Given information.
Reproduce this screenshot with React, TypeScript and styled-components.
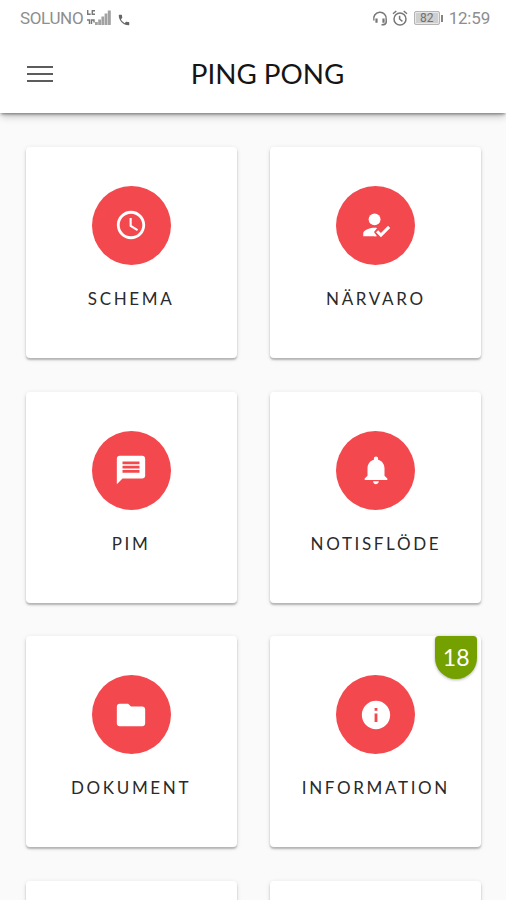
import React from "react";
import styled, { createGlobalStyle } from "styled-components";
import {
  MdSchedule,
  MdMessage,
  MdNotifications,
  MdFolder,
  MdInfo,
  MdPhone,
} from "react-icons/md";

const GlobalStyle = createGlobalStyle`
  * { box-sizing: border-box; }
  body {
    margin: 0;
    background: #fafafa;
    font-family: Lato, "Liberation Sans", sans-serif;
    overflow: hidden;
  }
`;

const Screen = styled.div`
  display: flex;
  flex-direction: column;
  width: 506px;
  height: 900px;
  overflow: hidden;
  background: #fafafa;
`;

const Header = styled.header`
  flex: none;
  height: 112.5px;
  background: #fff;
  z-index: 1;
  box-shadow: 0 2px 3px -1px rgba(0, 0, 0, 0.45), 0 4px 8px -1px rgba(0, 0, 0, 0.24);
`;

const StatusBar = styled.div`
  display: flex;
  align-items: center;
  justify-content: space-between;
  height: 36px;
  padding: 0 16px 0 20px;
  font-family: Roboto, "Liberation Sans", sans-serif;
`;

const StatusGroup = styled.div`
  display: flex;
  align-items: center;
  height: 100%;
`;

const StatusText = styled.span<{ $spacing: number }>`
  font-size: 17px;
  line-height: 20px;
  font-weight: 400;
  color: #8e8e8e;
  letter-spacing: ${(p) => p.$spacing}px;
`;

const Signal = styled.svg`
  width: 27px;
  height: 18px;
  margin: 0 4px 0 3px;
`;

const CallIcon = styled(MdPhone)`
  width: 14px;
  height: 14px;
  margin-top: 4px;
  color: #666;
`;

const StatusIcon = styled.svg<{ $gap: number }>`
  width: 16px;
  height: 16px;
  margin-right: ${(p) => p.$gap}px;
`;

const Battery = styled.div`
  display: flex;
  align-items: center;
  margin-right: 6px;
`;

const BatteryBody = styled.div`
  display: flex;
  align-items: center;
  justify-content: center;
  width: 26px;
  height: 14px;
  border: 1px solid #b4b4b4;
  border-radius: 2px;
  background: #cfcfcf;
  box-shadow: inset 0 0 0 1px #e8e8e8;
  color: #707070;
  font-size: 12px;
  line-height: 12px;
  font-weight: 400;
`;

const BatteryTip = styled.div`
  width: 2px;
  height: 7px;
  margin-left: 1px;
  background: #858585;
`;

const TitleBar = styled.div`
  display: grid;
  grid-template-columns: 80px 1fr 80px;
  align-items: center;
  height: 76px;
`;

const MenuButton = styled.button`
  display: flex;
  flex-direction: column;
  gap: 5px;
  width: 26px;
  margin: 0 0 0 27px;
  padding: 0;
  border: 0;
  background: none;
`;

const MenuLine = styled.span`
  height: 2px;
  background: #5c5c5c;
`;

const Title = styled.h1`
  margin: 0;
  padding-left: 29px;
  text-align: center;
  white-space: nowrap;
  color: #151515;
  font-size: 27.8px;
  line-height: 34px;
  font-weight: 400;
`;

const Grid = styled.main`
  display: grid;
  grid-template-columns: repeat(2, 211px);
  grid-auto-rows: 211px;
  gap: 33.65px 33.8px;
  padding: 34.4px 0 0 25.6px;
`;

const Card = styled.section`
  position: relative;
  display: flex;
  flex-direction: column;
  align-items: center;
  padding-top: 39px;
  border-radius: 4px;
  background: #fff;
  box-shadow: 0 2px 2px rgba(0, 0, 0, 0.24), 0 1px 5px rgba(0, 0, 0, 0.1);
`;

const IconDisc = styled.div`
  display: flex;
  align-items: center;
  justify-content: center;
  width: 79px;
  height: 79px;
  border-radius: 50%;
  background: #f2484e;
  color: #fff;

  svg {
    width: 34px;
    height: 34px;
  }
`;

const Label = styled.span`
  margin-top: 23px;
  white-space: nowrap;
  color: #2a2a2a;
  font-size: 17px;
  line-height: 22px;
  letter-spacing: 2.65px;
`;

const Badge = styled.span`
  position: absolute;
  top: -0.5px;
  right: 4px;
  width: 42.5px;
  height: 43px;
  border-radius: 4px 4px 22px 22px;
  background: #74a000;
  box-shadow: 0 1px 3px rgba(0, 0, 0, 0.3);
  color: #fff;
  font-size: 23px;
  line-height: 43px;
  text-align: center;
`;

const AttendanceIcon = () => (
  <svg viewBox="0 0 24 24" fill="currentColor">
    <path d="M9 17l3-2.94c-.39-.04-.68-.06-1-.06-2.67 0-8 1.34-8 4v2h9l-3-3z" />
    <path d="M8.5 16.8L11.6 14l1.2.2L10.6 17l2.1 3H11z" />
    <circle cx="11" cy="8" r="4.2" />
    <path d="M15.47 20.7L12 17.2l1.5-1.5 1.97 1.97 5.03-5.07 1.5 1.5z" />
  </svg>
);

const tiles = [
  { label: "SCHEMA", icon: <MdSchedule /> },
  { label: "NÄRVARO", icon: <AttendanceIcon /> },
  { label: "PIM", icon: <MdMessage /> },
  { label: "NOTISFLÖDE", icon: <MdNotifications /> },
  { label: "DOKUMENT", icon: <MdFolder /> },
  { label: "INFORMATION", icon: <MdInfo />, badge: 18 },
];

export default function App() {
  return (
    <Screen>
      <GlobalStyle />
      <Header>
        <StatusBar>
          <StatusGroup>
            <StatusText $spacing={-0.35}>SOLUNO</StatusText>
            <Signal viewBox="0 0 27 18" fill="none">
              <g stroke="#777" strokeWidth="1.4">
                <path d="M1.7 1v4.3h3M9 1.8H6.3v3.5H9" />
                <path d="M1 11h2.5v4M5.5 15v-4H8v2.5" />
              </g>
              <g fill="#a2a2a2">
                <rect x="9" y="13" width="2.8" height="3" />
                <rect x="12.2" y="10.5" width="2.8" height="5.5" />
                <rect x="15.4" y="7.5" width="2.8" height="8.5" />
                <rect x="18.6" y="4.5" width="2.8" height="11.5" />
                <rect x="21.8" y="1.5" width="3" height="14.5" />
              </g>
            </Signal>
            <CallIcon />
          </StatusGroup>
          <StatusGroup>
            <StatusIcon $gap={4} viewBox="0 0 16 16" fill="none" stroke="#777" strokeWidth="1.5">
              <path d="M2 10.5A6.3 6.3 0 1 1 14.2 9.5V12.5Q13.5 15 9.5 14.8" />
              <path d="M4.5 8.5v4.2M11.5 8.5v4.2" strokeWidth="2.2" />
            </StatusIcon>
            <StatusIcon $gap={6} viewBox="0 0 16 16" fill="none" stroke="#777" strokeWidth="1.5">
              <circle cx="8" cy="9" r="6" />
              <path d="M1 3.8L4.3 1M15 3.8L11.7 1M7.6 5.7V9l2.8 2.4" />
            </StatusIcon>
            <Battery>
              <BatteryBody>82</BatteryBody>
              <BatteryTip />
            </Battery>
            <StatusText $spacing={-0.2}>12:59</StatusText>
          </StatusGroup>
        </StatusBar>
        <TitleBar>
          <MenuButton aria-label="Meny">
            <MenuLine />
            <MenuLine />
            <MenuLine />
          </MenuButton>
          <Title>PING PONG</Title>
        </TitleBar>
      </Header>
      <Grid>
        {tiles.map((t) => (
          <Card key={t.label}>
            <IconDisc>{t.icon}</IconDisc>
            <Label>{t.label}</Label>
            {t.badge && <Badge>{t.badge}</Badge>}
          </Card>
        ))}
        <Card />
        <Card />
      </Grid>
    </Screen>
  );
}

Task to complete. Copy out the whole listing exactly, and don't carry over any pictures.

Written answer.
Reproduce this screenshot with React, TypeScript and styled-components.
import React from "react";
import styled, { createGlobalStyle } from "styled-components";
import {
  MdSchedule,
  MdMessage,
  MdNotifications,
  MdFolder,
  MdInfo,
  MdPhone,
} from "react-icons/md";

const GlobalStyle = createGlobalStyle`
  * { box-sizing: border-box; }
  body {
    margin: 0;
    background: #fafafa;
    font-family: Lato, "Liberation Sans", sans-serif;
    overflow: hidden;
  }
`;

const Screen = styled.div`
  display: flex;
  flex-direction: column;
  width: 506px;
  height: 900px;
  overflow: hidden;
  background: #fafafa;
`;

const Header = styled.header`
  flex: none;
  height: 112.5px;
  background: #fff;
  z-index: 1;
  box-shadow: 0 2px 3px -1px rgba(0, 0, 0, 0.45), 0 4px 8px -1px rgba(0, 0, 0, 0.24);
`;

const StatusBar = styled.div`
  display: flex;
  align-items: center;
  justify-content: space-between;
  height: 36px;
  padding: 0 16px 0 20px;
  font-family: Roboto, "Liberation Sans", sans-serif;
`;

const StatusGroup = styled.div`
  display: flex;
  align-items: center;
  height: 100%;
`;

const StatusText = styled.span<{ $spacing: number }>`
  font-size: 17px;
  line-height: 20px;
  font-weight: 400;
  color: #8e8e8e;
  letter-spacing: ${(p) => p.$spacing}px;
`;

const Signal = styled.svg`
  width: 27px;
  height: 18px;
  margin: 0 4px 0 3px;
`;

const CallIcon = styled(MdPhone)`
  width: 14px;
  height: 14px;
  margin-top: 4px;
  color: #666;
`;

const StatusIcon = styled.svg<{ $gap: number }>`
  width: 16px;
  height: 16px;
  margin-right: ${(p) => p.$gap}px;
`;

const Battery = styled.div`
  display: flex;
  align-items: center;
  margin-right: 6px;
`;

const BatteryBody = styled.div`
  display: flex;
  align-items: center;
  justify-content: center;
  width: 26px;
  height: 14px;
  border: 1px solid #b4b4b4;
  border-radius: 2px;
  background: #cfcfcf;
  box-shadow: inset 0 0 0 1px #e8e8e8;
  color: #707070;
  font-size: 12px;
  line-height: 12px;
  font-weight: 400;
`;

const BatteryTip = styled.div`
  width: 2px;
  height: 7px;
  margin-left: 1px;
  background: #858585;
`;

const TitleBar = styled.div`
  display: grid;
  grid-template-columns: 80px 1fr 80px;
  align-items: center;
  height: 76px;
`;

const MenuButton = styled.button`
  display: flex;
  flex-direction: column;
  gap: 5px;
  width: 26px;
  margin: 0 0 0 27px;
  padding: 0;
  border: 0;
  background: none;
`;

const MenuLine = styled.span`
  height: 2px;
  background: #5c5c5c;
`;

const Title = styled.h1`
  margin: 0;
  padding-left: 29px;
  text-align: center;
  white-space: nowrap;
  color: #151515;
  font-size: 27.8px;
  line-height: 34px;
  font-weight: 400;
`;

const Grid = styled.main`
  display: grid;
  grid-template-columns: repeat(2, 211px);
  grid-auto-rows: 211px;
  gap: 33.65px 33.8px;
  padding: 34.4px 0 0 25.6px;
`;

const Card = styled.section`
  position: relative;
  display: flex;
  flex-direction: column;
  align-items: center;
  padding-top: 39px;
  border-radius: 4px;
  background: #fff;
  box-shadow: 0 2px 2px rgba(0, 0, 0, 0.24), 0 1px 5px rgba(0, 0, 0, 0.1);
`;

const IconDisc = styled.div`
  display: flex;
  align-items: center;
  justify-content: center;
  width: 79px;
  height: 79px;
  border-radius: 50%;
  background: #f2484e;
  color: #fff;

  svg {
    width: 34px;
    height: 34px;
  }
`;

const Label = styled.span`
  margin-top: 23px;
  white-space: nowrap;
  color: #2a2a2a;
  font-size: 17px;
  line-height: 22px;
  letter-spacing: 2.65px;
`;

const Badge = styled.span`
  position: absolute;
  top: -0.5px;
  right: 4px;
  width: 42.5px;
  height: 43px;
  border-radius: 4px 4px 22px 22px;
  background: #74a000;
  box-shadow: 0 1px 3px rgba(0, 0, 0, 0.3);
  color: #fff;
  font-size: 23px;
  line-height: 43px;
  text-align: center;
`;

const AttendanceIcon = () => (
  <svg viewBox="0 0 24 24" fill="currentColor">
    <path d="M9 17l3-2.94c-.39-.04-.68-.06-1-.06-2.67 0-8 1.34-8 4v2h9l-3-3z" />
    <path d="M8.5 16.8L11.6 14l1.2.2L10.6 17l2.1 3H11z" />
    <circle cx="11" cy="8" r="4.2" />
    <path d="M15.47 20.7L12 17.2l1.5-1.5 1.97 1.97 5.03-5.07 1.5 1.5z" />
  </svg>
);

const tiles = [
  { label: "SCHEMA", icon: <MdSchedule /> },
  { label: "NÄRVARO", icon: <AttendanceIcon /> },
  { label: "PIM", icon: <MdMessage /> },
  { label: "NOTISFLÖDE", icon: <MdNotifications /> },
  { label: "DOKUMENT", icon: <MdFolder /> },
  { label: "INFORMATION", icon: <MdInfo />, badge: 18 },
];

export default function App() {
  return (
    <Screen>
      <GlobalStyle />
      <Header>
        <StatusBar>
          <StatusGroup>
            <StatusText $spacing={-0.35}>SOLUNO</StatusText>
            <Signal viewBox="0 0 27 18" fill="none">
              <g stroke="#777" strokeWidth="1.4">
                <path d="M1.7 1v4.3h3M9 1.8H6.3v3.5H9" />
                <path d="M1 11h2.5v4M5.5 15v-4H8v2.5" />
              </g>
              <g fill="#a2a2a2">
                <rect x="9" y="13" width="2.8" height="3" />
                <rect x="12.2" y="10.5" width="2.8" height="5.5" />
                <rect x="15.4" y="7.5" width="2.8" height="8.5" />
                <rect x="18.6" y="4.5" width="2.8" height="11.5" />
                <rect x="21.8" y="1.5" width="3" height="14.5" />
              </g>
            </Signal>
            <CallIcon />
          </StatusGroup>
          <StatusGroup>
            <StatusIcon $gap={4} viewBox="0 0 16 16" fill="none" stroke="#777" strokeWidth="1.5">
              <path d="M2 10.5A6.3 6.3 0 1 1 14.2 9.5V12.5Q13.5 15 9.5 14.8" />
              <path d="M4.5 8.5v4.2M11.5 8.5v4.2" strokeWidth="2.2" />
            </StatusIcon>
            <StatusIcon $gap={6} viewBox="0 0 16 16" fill="none" stroke="#777" strokeWidth="1.5">
              <circle cx="8" cy="9" r="6" />
              <path d="M1 3.8L4.3 1M15 3.8L11.7 1M7.6 5.7V9l2.8 2.4" />
            </StatusIcon>
            <Battery>
              <BatteryBody>82</BatteryBody>
              <BatteryTip />
            </Battery>
            <StatusText $spacing={-0.2}>12:59</StatusText>
          </StatusGroup>
        </StatusBar>
        <TitleBar>
          <MenuButton aria-label="Meny">
            <MenuLine />
            <MenuLine />
            <MenuLine />
          </MenuButton>
          <Title>PING PONG</Title>
        </TitleBar>
      </Header>
      <Grid>
        {tiles.map((t) => (
          <Card key={t.label}>
            <IconDisc>{t.icon}</IconDisc>
            <Label>{t.label}</Label>
            {t.badge && <Badge>{t.badge}</Badge>}
          </Card>
        ))}
        <Card />
        <Card />
      </Grid>
    </Screen>
  );
}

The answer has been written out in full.